▶ _Task_
Omit all images. Transcribe the rest of the material below exactly.
--- --- ---
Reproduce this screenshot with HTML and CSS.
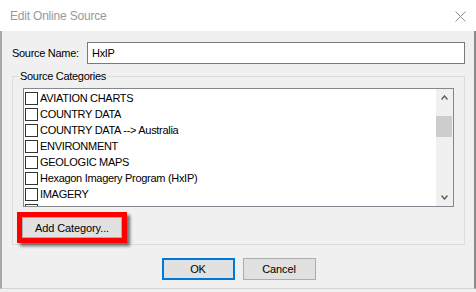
FILE: index.html
```html
<!DOCTYPE html>
<html lang="en">
<head>
    <meta charset="UTF-8">
    <title>Edit Online Source</title>
    <link rel="stylesheet" href="styles.css">
</head>
<body>
    <div class="window">
        <div class="titlebar">
            <span class="title">Edit Online Source</span>
            <svg class="close" width="11" height="11" viewBox="0 0 11 11">
                <path d="M0.5 0.5 L10.5 10.5 M10.5 0.5 L0.5 10.5" stroke="#8c8c8c" stroke-width="1" fill="none"/>
            </svg>
        </div>
        <div class="content">
            <div class="name-row">
                <label class="name-label">Source Name:</label>
                <div class="name-input">HxIP</div>
            </div>

            <fieldset class="categories">
                <legend>Source Categories</legend>
                <div class="listbox">
                    <ul class="items">
                        <li><span class="check"></span>AVIATION CHARTS</li>
                        <li><span class="check"></span>COUNTRY DATA</li>
                        <li><span class="check"></span>COUNTRY DATA --&gt; Australia</li>
                        <li><span class="check"></span>ENVIRONMENT</li>
                        <li><span class="check"></span>GEOLOGIC MAPS</li>
                        <li><span class="check"></span>Hexagon Imagery Program (HxIP)</li>
                        <li><span class="check"></span>IMAGERY</li>
                        <li><span class="check"></span>IMAGERY --&gt; Worldwide</li>
                    </ul>
                    <div class="scrollbar">
                        <div class="scroll-btn">
                            <svg width="7" height="5" viewBox="0 0 7 5"><polyline points="0.5,4.5 3.5,1 6.5,4.5" stroke="#606060" stroke-width="1.5" fill="none"/></svg>
                        </div>
                        <div class="track"><div class="thumb"></div></div>
                        <div class="scroll-btn">
                            <svg width="7" height="5" viewBox="0 0 7 5"><polyline points="0.5,0.5 3.5,4 6.5,0.5" stroke="#606060" stroke-width="1.5" fill="none"/></svg>
                        </div>
                    </div>
                </div>
                <div class="highlight">
                    <button class="btn add-btn">Add Category...</button>
                </div>
            </fieldset>

            <div class="actions">
                <button class="btn ok-btn">OK</button>
                <button class="btn">Cancel</button>
            </div>
        </div>
    </div>
</body>
</html>
```

FILE: styles.css
```css
body {
    margin: 0;
    background: #f0f0f0;
    font-family: 'Liberation Sans', Arial, sans-serif;
    font-size: 11px;
    letter-spacing: -0.3px;
    color: #000;
}
.window {
    width: 476px;
}
.titlebar {
    height: 31px;
    background: #fff;
    display: flex;
    align-items: center;
    justify-content: space-between;
    padding: 0 10px 0 10px;
    box-sizing: border-box;
}
.title {
    font-size: 12px;
    letter-spacing: -0.2px;
    color: #999;
}
.close {
    margin-top: 1px;
}
.content {
    border-left: 2px solid #a8a8a8;
    border-right: 2px solid #8a8a8a;
    border-bottom: 1px solid #d4d4d4;
    padding: 11px 9px 9px 10px;
    height: 258px;
    box-sizing: border-box;
}
.name-row {
    display: flex;
    align-items: center;
}
.name-label {
    width: 75px;
}
.name-input {
    flex: 1;
    height: 22px;
    line-height: 20px;
    box-sizing: border-box;
    border: 1px solid #7a7a7a;
    background: #fff;
    padding-left: 4px;
}
.categories {
    margin: 6px 0 0 0;
    padding: 0 10px 1px 10px;
    border: 1px solid #dcdcdc;
}
.categories legend {
    margin-left: -4px;
    padding: 0 1px;
    line-height: 13px;
}
.listbox {
    margin-top: 5px;
    height: 119px;
    box-sizing: border-box;
    border: 1px solid #828790;
    background: #fff;
    display: flex;
}
.items {
    flex: 1;
    list-style: none;
    margin: 0;
    padding: 1px 0 0 1px;
    overflow: hidden;
}
.items li {
    height: 16px;
    display: flex;
    align-items: center;
    white-space: nowrap;
}
.check {
    width: 13px;
    height: 13px;
    box-sizing: border-box;
    border: 1px solid #333;
    background: #fff;
    margin-right: 2px;
    flex: none;
}
.scrollbar {
    width: 17px;
    background: #f0f0f0;
    display: flex;
    flex-direction: column;
}
.scroll-btn {
    height: 17px;
    display: flex;
    align-items: center;
    justify-content: center;
}
.track {
    flex: 1;
    padding-top: 10px;
}
.thumb {
    height: 21px;
    margin-right: 1px;
    background: #cdcdcd;
}
.highlight {
    width: fit-content;
    margin: 5px 0 0 -6px;
    border: 5px solid #ff0000;
    box-shadow: 3px 3px 3px rgba(0, 0, 0, 0.55);
    display: flex;
}
.btn {
    font-family: 'Liberation Sans', Arial, sans-serif;
    font-size: 11px;
    letter-spacing: -0.1px;
    color: #000;
    background: #e1e1e1;
    border: 1px solid #adadad;
    padding: 0;
    margin: 0;
}
.add-btn {
    width: 100px;
    height: 21px;
}
.actions {
    margin-top: 13px;
    display: flex;
    justify-content: center;
    gap: 8px;
}
.actions .btn {
    width: 73px;
    height: 22px;
}
.ok-btn {
    border-color: #0078d7;
    box-shadow: inset 0 0 0 1px #0078d7;
}
```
--- --- ---
▶ _Result of the exercise_
Reproduce this screenshot with HTML and CSS.
FILE: index.html
```html
<!DOCTYPE html>
<html lang="en">
<head>
    <meta charset="UTF-8">
    <title>Edit Online Source</title>
    <link rel="stylesheet" href="styles.css">
</head>
<body>
    <div class="window">
        <div class="titlebar">
            <span class="title">Edit Online Source</span>
            <svg class="close" width="11" height="11" viewBox="0 0 11 11">
                <path d="M0.5 0.5 L10.5 10.5 M10.5 0.5 L0.5 10.5" stroke="#8c8c8c" stroke-width="1" fill="none"/>
            </svg>
        </div>
        <div class="content">
            <div class="name-row">
                <label class="name-label">Source Name:</label>
                <div class="name-input">HxIP</div>
            </div>

            <fieldset class="categories">
                <legend>Source Categories</legend>
                <div class="listbox">
                    <ul class="items">
                        <li><span class="check"></span>AVIATION CHARTS</li>
                        <li><span class="check"></span>COUNTRY DATA</li>
                        <li><span class="check"></span>COUNTRY DATA --&gt; Australia</li>
                        <li><span class="check"></span>ENVIRONMENT</li>
                        <li><span class="check"></span>GEOLOGIC MAPS</li>
                        <li><span class="check"></span>Hexagon Imagery Program (HxIP)</li>
                        <li><span class="check"></span>IMAGERY</li>
                        <li><span class="check"></span>IMAGERY --&gt; Worldwide</li>
                    </ul>
                    <div class="scrollbar">
                        <div class="scroll-btn">
                            <svg width="7" height="5" viewBox="0 0 7 5"><polyline points="0.5,4.5 3.5,1 6.5,4.5" stroke="#606060" stroke-width="1.5" fill="none"/></svg>
                        </div>
                        <div class="track"><div class="thumb"></div></div>
                        <div class="scroll-btn">
                            <svg width="7" height="5" viewBox="0 0 7 5"><polyline points="0.5,0.5 3.5,4 6.5,0.5" stroke="#606060" stroke-width="1.5" fill="none"/></svg>
                        </div>
                    </div>
                </div>
                <div class="highlight">
                    <button class="btn add-btn">Add Category...</button>
                </div>
            </fieldset>

            <div class="actions">
                <button class="btn ok-btn">OK</button>
                <button class="btn">Cancel</button>
            </div>
        </div>
    </div>
</body>
</html>
```

FILE: styles.css
```css
body {
    margin: 0;
    background: #f0f0f0;
    font-family: 'Liberation Sans', Arial, sans-serif;
    font-size: 11px;
    letter-spacing: -0.3px;
    color: #000;
}
.window {
    width: 476px;
}
.titlebar {
    height: 31px;
    background: #fff;
    display: flex;
    align-items: center;
    justify-content: space-between;
    padding: 0 10px 0 10px;
    box-sizing: border-box;
}
.title {
    font-size: 12px;
    letter-spacing: -0.2px;
    color: #999;
}
.close {
    margin-top: 1px;
}
.content {
    border-left: 2px solid #a8a8a8;
    border-right: 2px solid #8a8a8a;
    border-bottom: 1px solid #d4d4d4;
    padding: 11px 9px 9px 10px;
    height: 258px;
    box-sizing: border-box;
}
.name-row {
    display: flex;
    align-items: center;
}
.name-label {
    width: 75px;
}
.name-input {
    flex: 1;
    height: 22px;
    line-height: 20px;
    box-sizing: border-box;
    border: 1px solid #7a7a7a;
    background: #fff;
    padding-left: 4px;
}
.categories {
    margin: 6px 0 0 0;
    padding: 0 10px 1px 10px;
    border: 1px solid #dcdcdc;
}
.categories legend {
    margin-left: -4px;
    padding: 0 1px;
    line-height: 13px;
}
.listbox {
    margin-top: 5px;
    height: 119px;
    box-sizing: border-box;
    border: 1px solid #828790;
    background: #fff;
    display: flex;
}
.items {
    flex: 1;
    list-style: none;
    margin: 0;
    padding: 1px 0 0 1px;
    overflow: hidden;
}
.items li {
    height: 16px;
    display: flex;
    align-items: center;
    white-space: nowrap;
}
.check {
    width: 13px;
    height: 13px;
    box-sizing: border-box;
    border: 1px solid #333;
    background: #fff;
    margin-right: 2px;
    flex: none;
}
.scrollbar {
    width: 17px;
    background: #f0f0f0;
    display: flex;
    flex-direction: column;
}
.scroll-btn {
    height: 17px;
    display: flex;
    align-items: center;
    justify-content: center;
}
.track {
    flex: 1;
    padding-top: 10px;
}
.thumb {
    height: 21px;
    margin-right: 1px;
    background: #cdcdcd;
}
.highlight {
    width: fit-content;
    margin: 5px 0 0 -6px;
    border: 5px solid #ff0000;
    box-shadow: 3px 3px 3px rgba(0, 0, 0, 0.55);
    display: flex;
}
.btn {
    font-family: 'Liberation Sans', Arial, sans-serif;
    font-size: 11px;
    letter-spacing: -0.1px;
    color: #000;
    background: #e1e1e1;
    border: 1px solid #adadad;
    padding: 0;
    margin: 0;
}
.add-btn {
    width: 100px;
    height: 21px;
}
.actions {
    margin-top: 13px;
    display: flex;
    justify-content: center;
    gap: 8px;
}
.actions .btn {
    width: 73px;
    height: 22px;
}
.ok-btn {
    border-color: #0078d7;
    box-shadow: inset 0 0 0 1px #0078d7;
}
```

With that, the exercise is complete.